Suele pasar que este tiempo sea muy justo, de manera que cualquier imprevisto desbarate todo el proceso. Y suele ser que eso suceda el peor de los días posibles. El martes pasado tenía yo una de esas reuniones importantes a las que no queda más remedio que llegar a tiempo. Así que cuando sonó el despertador salté de la cama dispuesta a cumplir cuanto antes con mis obligaciones y ganarle al tiempo algún minuto más para mí, por tranquilidad.
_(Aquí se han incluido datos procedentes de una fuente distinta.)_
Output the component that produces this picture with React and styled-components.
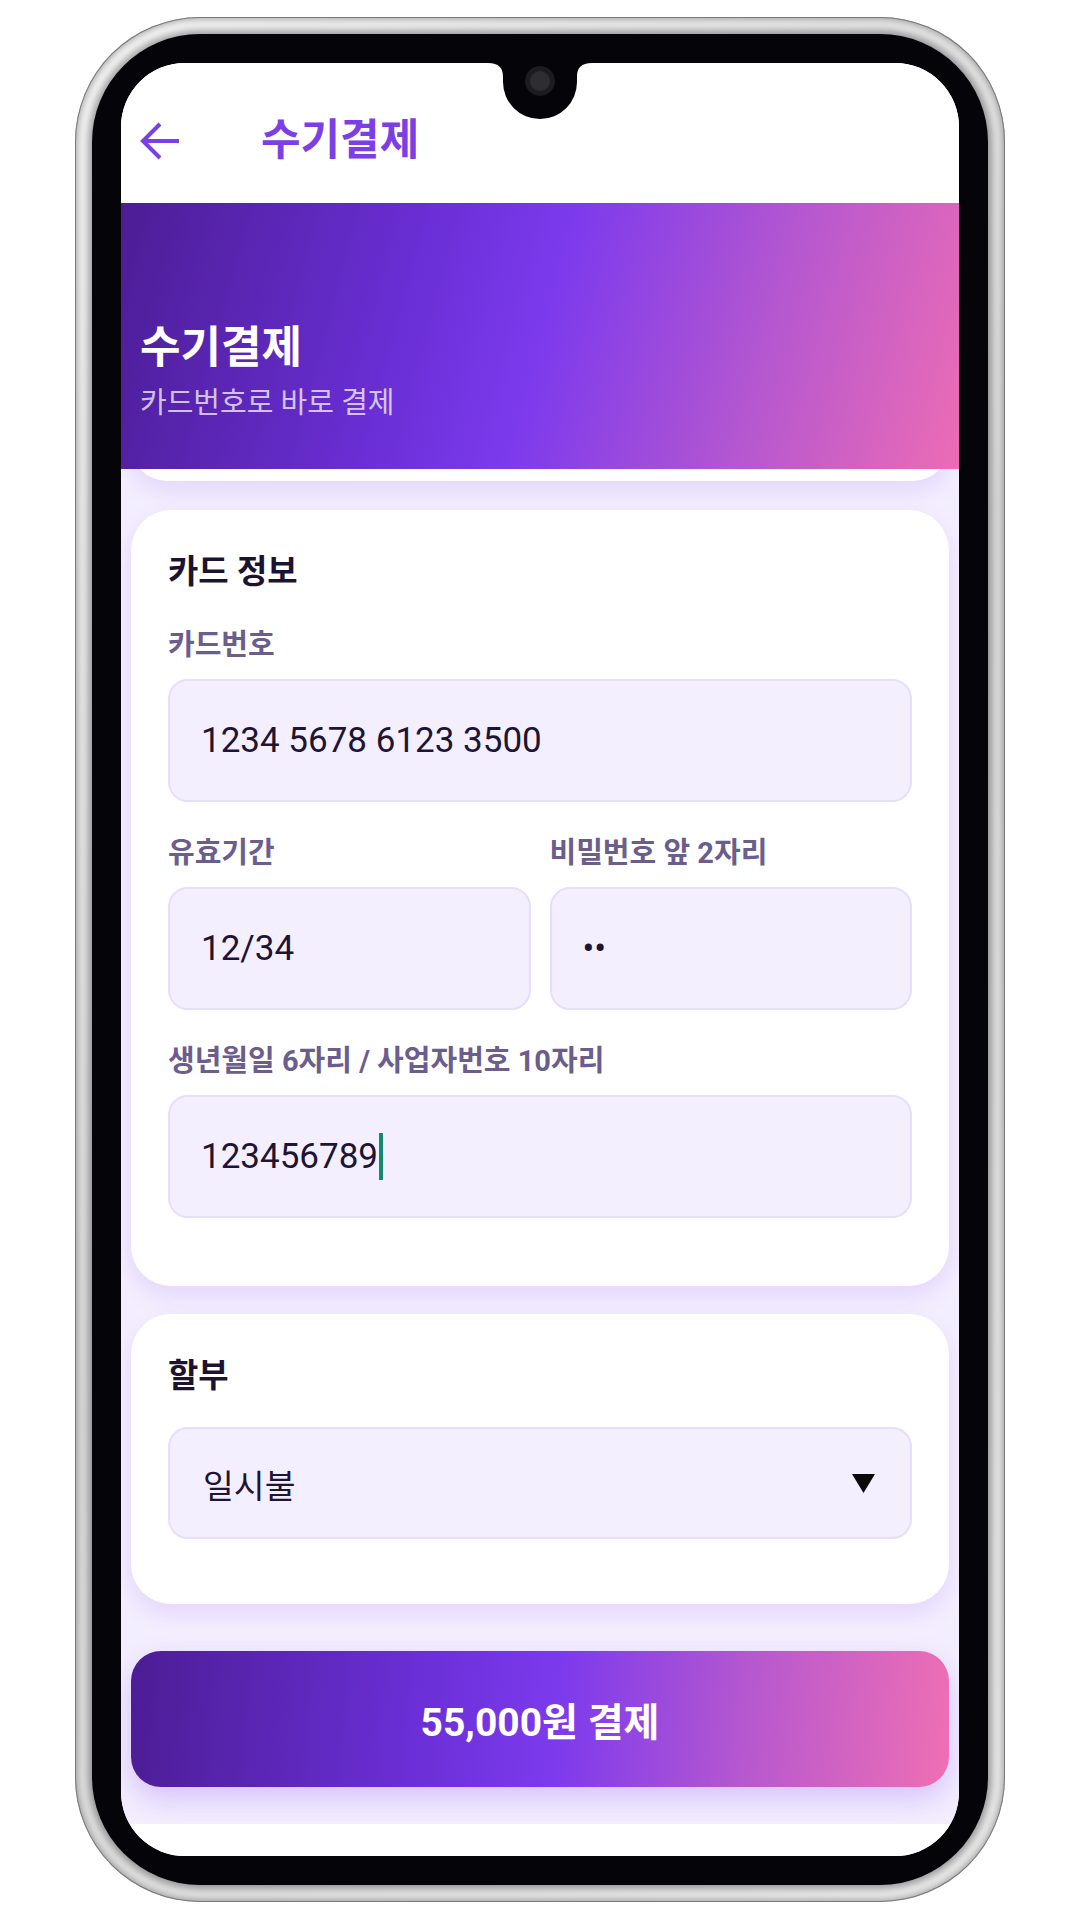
import React from 'react'
import styled, { createGlobalStyle } from 'styled-components'

const GlobalStyle = createGlobalStyle`
  html, body {
    margin: 0;
    padding: 0;
    background: #ffffff;
  }
  body {
    font-family: Roboto, "Noto Sans CJK KR", sans-serif;
    -webkit-font-smoothing: antialiased;
  }
`

const Page = styled.div`
  width: 1080px;
  height: 1920px;
  padding-top: 17px;
  box-sizing: border-box;
  display: flex;
  justify-content: center;
  align-items: flex-start;
`

const Phone = styled.div`
  width: 930px;
  padding: 17px;
  box-sizing: border-box;
  border-radius: 125px;
  background: linear-gradient(135deg, #fdfdfd 0%, #e2e2e2 50%, #f2f2f2 100%);
  box-shadow: inset 0 0 0 1px #7a7a7a, inset 0 0 7px 3px rgba(0, 0, 0, 0.32);
`

const Bezel = styled.div`
  padding: 29px;
  border-radius: 108px;
  background: #050409;
  box-shadow: 0 0 8px 4px rgba(0, 0, 0, 0.38);
`

const Screen = styled.div`
  position: relative;
  width: 838px;
  height: 1793px;
  border-radius: 64px;
  overflow: hidden;
  background: #ffffff;
  display: flex;
  flex-direction: column;
`

const Notch = styled.svg`
  position: absolute;
  top: 0;
  left: 367px;
  z-index: 5;
`

const TopBar = styled.header`
  height: 140px;
  box-sizing: border-box;
  padding: 16px 0 0 19px;
  display: flex;
  align-items: center;
  gap: 81px;
  background: #ffffff;
  flex-shrink: 0;
`

const BarTitle = styled.h1`
  margin: 0;
  font-size: 43px;
  line-height: 1.2;
  font-weight: 700;
  color: #7b3fe4;
`

const Hero = styled.section`
  position: relative;
  z-index: 2;
  height: 266px;
  box-sizing: border-box;
  padding: 0 19px 48px;
  display: flex;
  flex-direction: column;
  justify-content: flex-end;
  gap: 10px;
  background: linear-gradient(105deg, #4c1d95 0%, #6a2fd6 35%, #7c3aed 50%, #b457d0 75%, #ec6cb4 100%);
  flex-shrink: 0;
`

const HeroTitle = styled.h2`
  margin: 0;
  font-size: 44px;
  line-height: 54px;
  font-weight: 700;
  color: #ffffff;
`

const HeroSub = styled.p`
  margin: 0;
  font-size: 29px;
  line-height: 36px;
  color: rgba(255, 255, 255, 0.74);
`

const Content = styled.main`
  flex: 1;
  background: #f3eefe;
  padding: 0 10px 37px;
  display: flex;
  flex-direction: column;
`

const Card = styled.div`
  background: #ffffff;
  border-radius: 40px;
  box-shadow: 0 10px 22px rgba(124, 58, 237, 0.13);
  padding: ${p => p.$pad || '40px 37px 68px'};
  margin-top: ${p => p.$top || 0}px;
  display: flex;
  flex-direction: column;
`

const PeekCard = styled(Card)`
  height: 72px;
  margin-top: -60px;
  padding: 0;
`

const CardTitle = styled.h3`
  margin: 0 0 ${p => p.$gap || 37}px;
  font-size: 33px;
  line-height: 47px;
  font-weight: 700;
  color: #1c1231;
`

const Fields = styled.div`
  display: flex;
  flex-direction: column;
  gap: 33px;
`

const Row = styled.div`
  display: grid;
  grid-template-columns: 1fr 1fr;
  gap: 19px;
`

const Field = styled.div`
  display: flex;
  flex-direction: column;
  gap: 16px;
`

const Label = styled.label`
  font-size: 29px;
  line-height: 36px;
  font-weight: 700;
  color: #6b5d8c;
`

const Box = styled.div`
  height: ${p => p.$h || 123}px;
  box-sizing: border-box;
  border: 2px solid #e6defa;
  border-radius: 20px;
  background: #f3effe;
  padding: 0 35px 0 ${p => p.$left || 31}px;
  display: flex;
  align-items: center;
  justify-content: space-between;
  font-size: ${p => p.$size || 35}px;
  color: #1e1433;
`

const Caret = styled.span`
  display: inline-block;
  width: 4px;
  height: 47px;
  margin-left: 1px;
  background: #118a6f;
  vertical-align: middle;
`

const Value = styled.span`
  display: inline-flex;
  align-items: center;
`

const PayButton = styled.button`
  margin-top: 47px;
  height: 136px;
  border: none;
  border-radius: 30px;
  background: linear-gradient(95deg, #4c1d95 0%, #6a2fd6 35%, #7c3aed 52%, #b658cf 75%, #ef6fb3 100%);
  box-shadow: 0 12px 28px rgba(124, 58, 237, 0.24);
  font-family: Roboto, "Noto Sans CJK KR", sans-serif;
  font-size: 39px;
  font-weight: 700;
  color: #ffffff;
`

const BottomStrip = styled.div`
  height: 32px;
  background: #ffffff;
  flex-shrink: 0;
`

const BackIcon = () => (
  <svg width="40" height="40" viewBox="0 0 40 40" fill="none">
    <path d="M39 20H4" stroke="#7b3fe4" strokeWidth="4" />
    <path d="M20 3L3 20L20 37" stroke="#7b3fe4" strokeWidth="4" strokeLinejoin="miter" />
  </svg>
)

const DownTriangle = () => (
  <svg width="23" height="19" viewBox="0 0 23 19">
    <polygon points="0,0 23,0 11.5,19" fill="#0a0a0a" />
  </svg>
)

export default function App() {
  return (
    <>
      <GlobalStyle />
      <Page>
        <Phone>
          <Bezel>
            <Screen>
              <Notch width="104" height="56" viewBox="0 0 104 56">
                <path d="M0 0H104C93 0 89 5 89 14V19A37 37 0 0 1 15 19V14C15 5 11 0 0 0Z" fill="#050409" />
                <circle cx="52" cy="18" r="15" fill="#1c1b20" />
                <circle cx="52" cy="18" r="10" fill="#2e2d33" />
              </Notch>

              <TopBar>
                <BackIcon />
                <BarTitle>수기결제</BarTitle>
              </TopBar>

              <Hero>
                <HeroTitle>수기결제</HeroTitle>
                <HeroSub>카드번호로 바로 결제</HeroSub>
              </Hero>

              <Content>
                <PeekCard />

                <Card $top={29} $pad="38px 37px 68px">
                  <CardTitle $gap={32}>카드 정보</CardTitle>
                  <Fields>
                    <Field>
                      <Label>카드번호</Label>
                      <Box>1234 5678 6123 3500</Box>
                    </Field>
                    <Row>
                      <Field>
                        <Label>유효기간</Label>
                        <Box>12/34</Box>
                      </Field>
                      <Field>
                        <Label>비밀번호 앞 2자리</Label>
                        <Box>••</Box>
                      </Field>
                    </Row>
                    <Field>
                      <Label>생년월일 6자리 / 사업자번호 10자리</Label>
                      <Box>
                        <Value>123456789<Caret /></Value>
                      </Box>
                    </Field>
                  </Fields>
                </Card>

                <Card $top={28} $pad="38px 37px 65px">
                  <CardTitle $gap={28}>할부</CardTitle>
                  <Box $h={112} $size={33.5} $left={33}>
                    <span>일시불</span>
                    <DownTriangle />
                  </Box>
                </Card>

                <PayButton>55,000원 결제</PayButton>
              </Content>

              <BottomStrip />
            </Screen>
          </Bezel>
        </Phone>
      </Page>
    </>
  )
}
Como un reloj fueron cayendo los deberes: cama, hecha; desayuno, recogido; lavadora, puesta; cuarto de estar, en orden; perro, servido. Inicio el camino a la ducha cuando, rrriiinnngggg, el teléfono. Bueno, no hay que preocuparse, será cualquier cosa. Si. Uno que se ha olvidado las llaves de casa encima de su mesa. Bien, se las dejaré al portero cuando me marche para que luego pueda entrar.

Vuelvo al baño. Abro el grifo. No sale el agua caliente. ¿Se habrá acabado el gas? Albornoz y vuelta a la cocina. Efectivamente, hay que cambiar la bombona. Quito la vieja, acarreo la nueva, engancho, pruebo. Funciona. ¡Menos mal! Me vuelvo a meter en el baño. Me ducho. Cuando me voy a vestir, unos minutos de dudas. ¿Qué me pongo? Hace calor pero no me parece propio asistir a una reunión con una camisetina de tirantes. Pruebo varias blusas. Me empiezo a poner nerviosa y así, nada sienta bien. ¡Un vestido! Es lo ideal, te lo metes por la cabeza y ya está. ¿El rojo? No, me parece que huele a tabaco. No he debido de sacarlo a la terraza a que “se ventilara”. ¿El amarillo? No, me parece excesivo. ¡Dios mío, el tiempo! Hala, el traje de chaqueta de siempre, que tiene la manga corta y es discretito. ¡Y para esto, media hora más!

¡Aún me tengo que pintar el ojo! ¡Y quitarme las ojeras! Brochazo aquí, “rimmel” allá. ¡Peinarme! No. Mejor cojo un cepillo y me peino en el coche. ¡No me puedo olvidar del móvil! Me lo dejo en casa la mitad de los días enchufado al cargador, donde pasa las noches. Y luego me quedo desconectada y en los días largos, como el que se prevé para hoy, es imprescindible para estar en casa “sin estarlo”. Me faltan el bolso y los papeles. ¡Ah, y los zapatos! Como son de tacón, no me los pongo hasta que no llego, porque para conducir prefiero un zapato plano. Me pongo unas alpargatas muy prácticas y salgo “a escape” a coger el ascensor. ¡Voy muy mal de tiempo!

Y aún tengo que parar en casa del portero a dejar las llaves. Toco el timbre y espero un buen rato. Bienve, la mujer del portero es ya algo mayor y está un poco gorda. Tarda en abrir. Se las doy intentando dar una explicación corta, pero no es posible. Nos conoce hace muchos años y no me deja marchar hasta que le doy todo tipo de detalles.

¡Qué no llego! Salgo a la calle, corro hacia el coche. Hoy no me pararé a comprar el periódico, me digo. Pero tengo el coche aparcado más allá del quiosco y Jóse, mi proveedor de prensa, no me deja continuar sin venderme el ejemplar del día. ¡Voy echando el bofe! ¡Sólo me faltaba que la grúa se hubiera llevado mi coche! Pero no, esta vez estaba bien aparcado. Suelto el periódico y los zapatos encima del techo, porque con tantas cosas en la mano no puedo abrir la puerta.

¡Por fin arranco! No me preocupa el tráfico porque ya ha pasado la hora punta y voy en dirección contraria a la de la “masa”. Ni aparcar, porque tengo claro, que con lo “justita” que voy, no me queda más remedio que meterme en un aparcamiento.

Atravieso Madrid a toda velocidad y entro en el edificio del aparcamiento como si fuera “Fittipaldi”. Apago, me miro en el espejo para ver si el maquillaje está aceptable, me pongo un poco de perfume y saco el cepillo del bolso para darme un buen cepillado. Me bajo del coche, echo la cabeza hacia abajo, para cepillar de abajo arriba, que da mucho volumen al pelo y cuando miro hacia abajo y me fijo en mis pies….. ¡Voy en zapatillas!